*INSTRUCTIONS FOR THE TASK*:
Word for word, give the material below again, minus any images.

*DATA SEGMENT*:
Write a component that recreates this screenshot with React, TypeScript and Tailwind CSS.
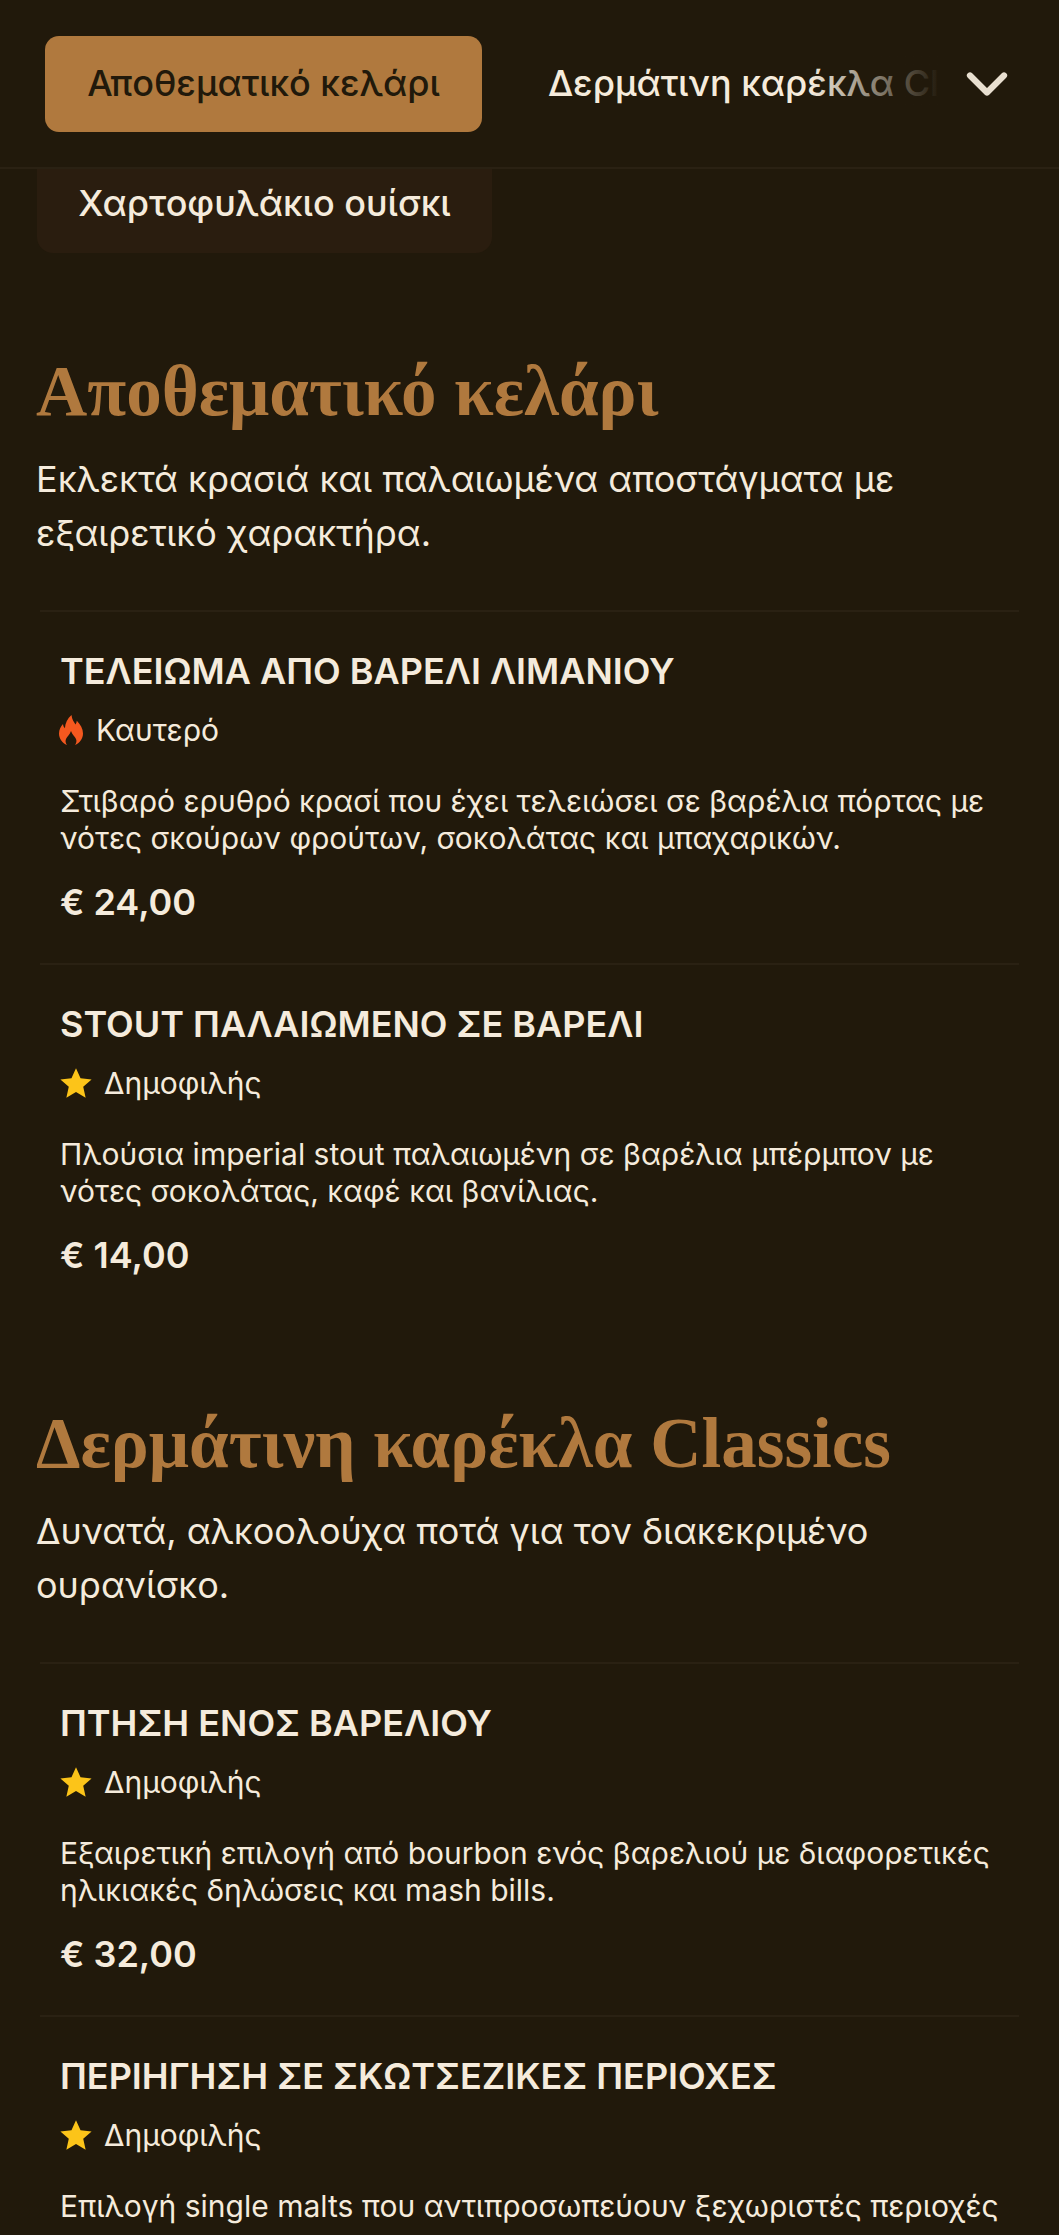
import React from 'react';
import { ChevronDown } from 'lucide-react';

type Tag = 'hot' | 'popular';

const Flame = () => (
  <svg viewBox="0 0 24 30" className="w-[24px] h-[30px] shrink-0 -ml-[1px]">
    <path
      d="M12.500 0c.4 4.600 2.400 7 4 9.500.8-1 1.200-2.200 1.300-3.700C21.500 9.500 24 14 24 18.500 24 24 20.500 28 16 30c1.500-2 1.800-4 1-6-1-2.500-3.800-4.500-5-8-1.200 3.500-4 5.500-5 8-.8 2-.5 4 1 6C3.500 28 0 24 0 18.500 0 14.500 1.800 11.500 4 9c.2 1.800.8 3.200 1.900 4.200C6.200 8.200 8.500 3.500 12.500 0Z"
      fill="#f4581f"
    />
  </svg>
);

const Star = () => (
  <svg viewBox="0 0 24 24" className="w-[34px] h-[34px] shrink-0 -ml-[1px]">
    <path d="M12 1.500l3.200 7.200 7.800.8-5.900 5.200 1.700 7.700L12 18.400l-6.800 4 1.700-7.700L1 9.500l7.800-.8L12 1.500Z" fill="#fcc419" />
  </svg>
);

const MenuItem: React.FC<{ name: string; tag: Tag; desc: string[]; price?: string }> = ({ name, tag, desc, price }) => (
  <div className="mx-[40px] border-t-2 border-[#2a2113] pl-[20px] pt-[37px] h-[353px]">
    <h3 className="text-[36px] leading-[44px] font-semibold text-[#f5ebdc]">{name}</h3>
    <div className="flex items-center mt-[20px] h-[34px] text-[30px] text-[#f5ebdc]">
      {tag === 'hot' ? <Flame /> : <Star />}
      <span className={tag === 'hot' ? 'ml-[13px]' : 'ml-[11px]'}>{tag === 'hot' ? 'Καυτερό' : 'Δημοφιλής'}</span>
    </div>
    <p className="mt-[36px] text-[30px] leading-[37px] text-[#f5ebdc]">
      {desc.map((d) => (
        <span key={d} className="block whitespace-nowrap">{d}</span>
      ))}
    </p>
    {price && <div className="mt-[22px] text-[36px] leading-[46px] font-semibold text-[#f5ebdc]">{price}</div>}
  </div>
);

const Section: React.FC<{ title: string; lines: string[]; children: React.ReactNode }> = ({ title, lines, children }) => (
  <section>
    <h2 className="mx-[36px] text-[71px] leading-[80px] font-bold text-[#b0793e] font-['Liberation_Serif',serif] whitespace-nowrap">
      {title}
    </h2>
    <p className="mx-[36px] mt-[21px] text-[36px] leading-[54px] text-[#f5ebdc]">
      {lines.map((l) => (
        <span key={l} className="block whitespace-nowrap">{l}</span>
      ))}
    </p>
    <div className="mt-[50px]">{children}</div>
  </section>
);

export default function App() {
  return (
    <div className="h-[2235px] w-[1059px] overflow-hidden bg-[#21190b] font-['Inter',sans-serif]">
      {/* Sticky category bar */}
      <header className="flex items-center h-[169px] border-b-2 border-[#2a2113] pl-[45px] pr-[50px]">
        <button className="w-[437px] h-[96px] pb-[2px] rounded-[14px] bg-[#b0793e] text-[#21190b] text-[36px] font-medium shrink-0">
          Αποθεματικό κελάρι
        </button>
        <div className="relative ml-[66px] -mt-[2px] w-[392px] overflow-hidden whitespace-nowrap text-[36px] font-medium text-[#f5ebdc]">
          Δερμάτινη καρέκλα Classics
          <div className="absolute inset-y-0 right-0 w-[130px] bg-gradient-to-r from-transparent to-[#21190b]" />
        </div>
        <ChevronDown className="ml-auto w-[68px] h-[68px] text-[#e8dfd0] -mr-[12px]" strokeWidth={2.2} />
      </header>

      <div className="ml-[37px] w-[455px] h-[84px] pb-[17px] rounded-b-[16px] bg-[#2a1d0f] flex items-center justify-center text-[36px] font-medium text-[#f5ebdc]">
        Χαρτοφυλάκιο ουίσκι
      </div>

      <div className="pt-[98px]">
        <Section title="Αποθεματικό κελάρι" lines={['Εκλεκτά κρασιά και παλαιωμένα αποστάγματα με', 'εξαιρετικό χαρακτήρα.']}>
          <MenuItem
            name="ΤΕΛΕΙΩΜΑ ΑΠΟ ΒΑΡΕΛΙ ΛΙΜΑΝΙΟΥ"
            tag="hot"
            desc={['Στιβαρό ερυθρό κρασί που έχει τελειώσει σε βαρέλια πόρτας με', 'νότες σκούρων φρούτων, σοκολάτας και μπαχαρικών.']}
            price="€ 24,00"
          />
          <MenuItem
            name="STOUT ΠΑΛΑΙΩΜΕΝΟ ΣΕ ΒΑΡΕΛΙ"
            tag="popular"
            desc={['Πλούσια imperial stout παλαιωμένη σε βαρέλια μπέρμπον με', 'νότες σοκολάτας, καφέ και βανίλιας.']}
            price="€ 14,00"
          />
        </Section>

        <div className="mt-[87px]">
          <Section title="Δερμάτινη καρέκλα Classics" lines={['Δυνατά, αλκοολούχα ποτά για τον διακεκριμένο', 'ουρανίσκο.']}>
            <MenuItem
              name="ΠΤΗΣΗ ΕΝΟΣ ΒΑΡΕΛΙΟΥ"
              tag="popular"
              desc={['Εξαιρετική επιλογή από bourbon ενός βαρελιού με διαφορετικές', 'ηλικιακές δηλώσεις και mash bills.']}
              price="€ 32,00"
            />
            <MenuItem
              name="ΠΕΡΙΗΓΗΣΗ ΣΕ ΣΚΩΤΣΕΖΙΚΕΣ ΠΕΡΙΟΧΕΣ"
              tag="popular"
              desc={['Επιλογή single malts που αντιπροσωπεύουν ξεχωριστές περιοχές']}
            />
          </Section>
        </div>
      </div>
    </div>
  );
}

*SOLUTION FOR THIS TASK*:
Write a component that recreates this screenshot with React, TypeScript and Tailwind CSS.
import React from 'react';
import { ChevronDown } from 'lucide-react';

type Tag = 'hot' | 'popular';

const Flame = () => (
  <svg viewBox="0 0 24 30" className="w-[24px] h-[30px] shrink-0 -ml-[1px]">
    <path
      d="M12.500 0c.4 4.600 2.400 7 4 9.500.8-1 1.200-2.200 1.300-3.700C21.500 9.500 24 14 24 18.500 24 24 20.500 28 16 30c1.500-2 1.800-4 1-6-1-2.500-3.800-4.500-5-8-1.200 3.500-4 5.500-5 8-.8 2-.5 4 1 6C3.500 28 0 24 0 18.500 0 14.500 1.800 11.500 4 9c.2 1.800.8 3.200 1.900 4.200C6.200 8.200 8.500 3.500 12.500 0Z"
      fill="#f4581f"
    />
  </svg>
);

const Star = () => (
  <svg viewBox="0 0 24 24" className="w-[34px] h-[34px] shrink-0 -ml-[1px]">
    <path d="M12 1.500l3.200 7.200 7.800.8-5.900 5.200 1.700 7.700L12 18.400l-6.800 4 1.700-7.700L1 9.500l7.800-.8L12 1.500Z" fill="#fcc419" />
  </svg>
);

const MenuItem: React.FC<{ name: string; tag: Tag; desc: string[]; price?: string }> = ({ name, tag, desc, price }) => (
  <div className="mx-[40px] border-t-2 border-[#2a2113] pl-[20px] pt-[37px] h-[353px]">
    <h3 className="text-[36px] leading-[44px] font-semibold text-[#f5ebdc]">{name}</h3>
    <div className="flex items-center mt-[20px] h-[34px] text-[30px] text-[#f5ebdc]">
      {tag === 'hot' ? <Flame /> : <Star />}
      <span className={tag === 'hot' ? 'ml-[13px]' : 'ml-[11px]'}>{tag === 'hot' ? 'Καυτερό' : 'Δημοφιλής'}</span>
    </div>
    <p className="mt-[36px] text-[30px] leading-[37px] text-[#f5ebdc]">
      {desc.map((d) => (
        <span key={d} className="block whitespace-nowrap">{d}</span>
      ))}
    </p>
    {price && <div className="mt-[22px] text-[36px] leading-[46px] font-semibold text-[#f5ebdc]">{price}</div>}
  </div>
);

const Section: React.FC<{ title: string; lines: string[]; children: React.ReactNode }> = ({ title, lines, children }) => (
  <section>
    <h2 className="mx-[36px] text-[71px] leading-[80px] font-bold text-[#b0793e] font-['Liberation_Serif',serif] whitespace-nowrap">
      {title}
    </h2>
    <p className="mx-[36px] mt-[21px] text-[36px] leading-[54px] text-[#f5ebdc]">
      {lines.map((l) => (
        <span key={l} className="block whitespace-nowrap">{l}</span>
      ))}
    </p>
    <div className="mt-[50px]">{children}</div>
  </section>
);

export default function App() {
  return (
    <div className="h-[2235px] w-[1059px] overflow-hidden bg-[#21190b] font-['Inter',sans-serif]">
      {/* Sticky category bar */}
      <header className="flex items-center h-[169px] border-b-2 border-[#2a2113] pl-[45px] pr-[50px]">
        <button className="w-[437px] h-[96px] pb-[2px] rounded-[14px] bg-[#b0793e] text-[#21190b] text-[36px] font-medium shrink-0">
          Αποθεματικό κελάρι
        </button>
        <div className="relative ml-[66px] -mt-[2px] w-[392px] overflow-hidden whitespace-nowrap text-[36px] font-medium text-[#f5ebdc]">
          Δερμάτινη καρέκλα Classics
          <div className="absolute inset-y-0 right-0 w-[130px] bg-gradient-to-r from-transparent to-[#21190b]" />
        </div>
        <ChevronDown className="ml-auto w-[68px] h-[68px] text-[#e8dfd0] -mr-[12px]" strokeWidth={2.2} />
      </header>

      <div className="ml-[37px] w-[455px] h-[84px] pb-[17px] rounded-b-[16px] bg-[#2a1d0f] flex items-center justify-center text-[36px] font-medium text-[#f5ebdc]">
        Χαρτοφυλάκιο ουίσκι
      </div>

      <div className="pt-[98px]">
        <Section title="Αποθεματικό κελάρι" lines={['Εκλεκτά κρασιά και παλαιωμένα αποστάγματα με', 'εξαιρετικό χαρακτήρα.']}>
          <MenuItem
            name="ΤΕΛΕΙΩΜΑ ΑΠΟ ΒΑΡΕΛΙ ΛΙΜΑΝΙΟΥ"
            tag="hot"
            desc={['Στιβαρό ερυθρό κρασί που έχει τελειώσει σε βαρέλια πόρτας με', 'νότες σκούρων φρούτων, σοκολάτας και μπαχαρικών.']}
            price="€ 24,00"
          />
          <MenuItem
            name="STOUT ΠΑΛΑΙΩΜΕΝΟ ΣΕ ΒΑΡΕΛΙ"
            tag="popular"
            desc={['Πλούσια imperial stout παλαιωμένη σε βαρέλια μπέρμπον με', 'νότες σοκολάτας, καφέ και βανίλιας.']}
            price="€ 14,00"
          />
        </Section>

        <div className="mt-[87px]">
          <Section title="Δερμάτινη καρέκλα Classics" lines={['Δυνατά, αλκοολούχα ποτά για τον διακεκριμένο', 'ουρανίσκο.']}>
            <MenuItem
              name="ΠΤΗΣΗ ΕΝΟΣ ΒΑΡΕΛΙΟΥ"
              tag="popular"
              desc={['Εξαιρετική επιλογή από bourbon ενός βαρελιού με διαφορετικές', 'ηλικιακές δηλώσεις και mash bills.']}
              price="€ 32,00"
            />
            <MenuItem
              name="ΠΕΡΙΗΓΗΣΗ ΣΕ ΣΚΩΤΣΕΖΙΚΕΣ ΠΕΡΙΟΧΕΣ"
              tag="popular"
              desc={['Επιλογή single malts που αντιπροσωπεύουν ξεχωριστές περιοχές']}
            />
          </Section>
        </div>
      </div>
    </div>
  );
}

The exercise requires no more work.